Global fitting analysis on cosmological models after BICEP2

Recently, BICEP2 collaboration has released their results on the measurements of the CMB polarizations. In the framework of the $\Lambda$CDM with a power law form of the scalar primordial power spectrum, this new measurement on the B-mode puts a tight constraint on tensor/scalar ratio $r=0.2^{+0.07}_{-0.05}~(1\sigma)$, which however is in tension with the Planck limit, $r<0.11$ (95% C.L.). In this paper, we consider various extensions of the $\Lambda$CDM model by introducing extra cosmological parameters such as the equation state of dark energy $w$, the curvature of the universe $\Omega_k$, the running of the scalar power spectrum index $\alpha_s$, the sum of the neutrino mass $\Sigma m_{\nu}$, the effective number of neutrinos $N_{eff}$, the tensor power spectrum index $n_{t}$, then perform the global fit to the BICEP2, Planck and also the SN and BAO data.
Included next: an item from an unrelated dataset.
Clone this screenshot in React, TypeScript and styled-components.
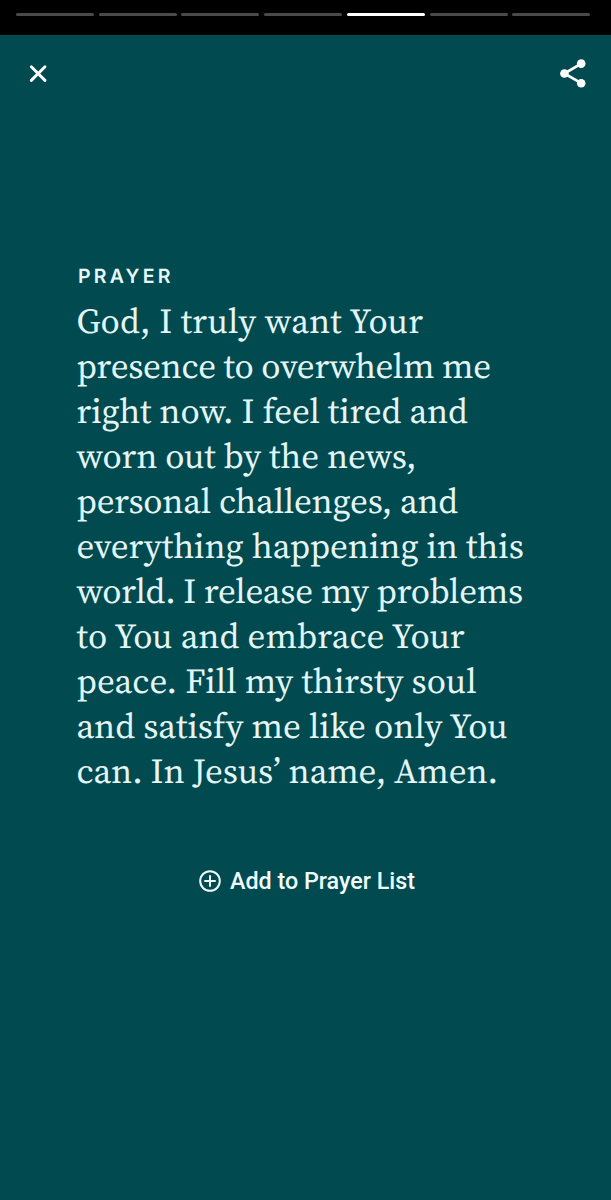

Our results show the cosmological parameters $\alpha_s$ and $n_t$ are highly and directly correlated with the tensor/scalar ratio $r$. However indirectly the parameters $\Omega_k$ and $N_{eff}$ are also correlated with $r$. We will in this paper give the numerical values on the parameters introduced and show explicitly how the tension between the BICEP2 and Planck is effectively alleviated by the inclusion of the parameters $\Omega_k$, $\alpha_s$, $N_{eff}$ and $n_{t}$ separately.